Singh’s narrative is a woman’s story about the world around her; a changing stage, where the female figure can be a fusion of the ordinary woman, a deity and a film actor (Devi Pistol Wali, 1990), balanced on the crouched body of a man, holding a gun, a mango, a pot of flowers and two ends of her sari in five hands.
This phantasmagorical scenario, in which multitudes across South Asia (and beyond) believe through their faiths, folklore, cinema and social media, is masterfully created by Arpita Singh. Aircraft flying over back gardens; a man riding a white tiger amid astonished maidens; a car approaching a blank double bed; people, furniture, vehicles and utensils scattered on either side of a pathway, these all signal spaces where anything is possible. Acts of love, compassion, and crime are all imaginable. More than three-dimensional arenas, these resemble maps, where conceptual activity outweighs physical position.
Singh’s magical reality, like that of the masters of this literary form, is produced by arranging elements of nature in such a way that one is inclined to believe in them. Gabriel García Márquez, explaining how to make fiction appear factual, once remarked: “If you say that there are elephants flying in the sky, people are not going to believe you. But if you say that there are four hundred and twenty-five elephants flying in the sky, people will probably believe you.” It is this balance between everyday observation, happiness, fatigue and frustration that completes our picture of the external world. In this way, each painting by Singh does not depict a different reality, but rather a unique story of individual existence.
Her world is populated by familiar figures, middle-class individuals or office workers and their conditions (as in Man with a Black Jacket [2005] and Men Sitting, Men Standing [2004]); pairs of men in the backyard of a house; groups seated on red chairs; a woman reading a newspaper. In her later work, as her subjects expand to include politics, her compositions take on a manuscript-like quality, echoing Indian court painting. These concerns are often intermingled. A number of paintings reference conflict, war and contemporary violence, occasionally with religious connotations, though often portrayed obliquely. For instance, My Lilly Pond (2009) depicts a soldier crossing the sea toward a continent where other army men are killing civilians. The words “Guantanamo Bay”, painted in small letters within the work, point to the political context. Similarly, demon-like figures annihilate humans on the lower half of a map-like terrain (possibly South India), while red deer occupy the upper half in Searching Sita through Torn Papers, Paper Strips and Labels (2015), a painting that alludes to an ancient episode of violence.
Using metaphors drawn from religion and references to contemporary events, Arpita Singh weaves her imagery with care and complexity. A masterful manipulator of paint, in her recent canvases, she appears to stitch visuals together, placing small patches of mismatched colour and interlacing imagery with text.
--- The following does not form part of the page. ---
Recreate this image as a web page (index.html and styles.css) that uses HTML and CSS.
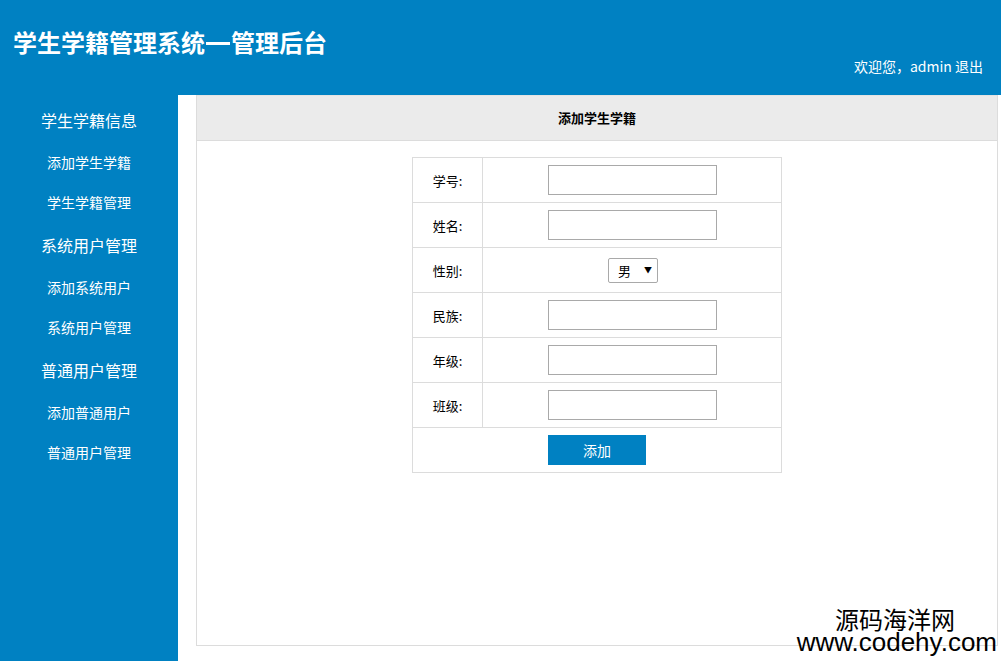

The result is work that, in its surface and sensitivity, feels more like a tapestry than traditional painting.
In both content and structure, these pieces reflect the information overload of our times, the noise of fake news and the flood of footage. Singh disrupts this chaos (sometimes literally, through visual fragmentation) to form a language that is poetic, precise and painterly, a vocabulary she has been crafting for more than six decades.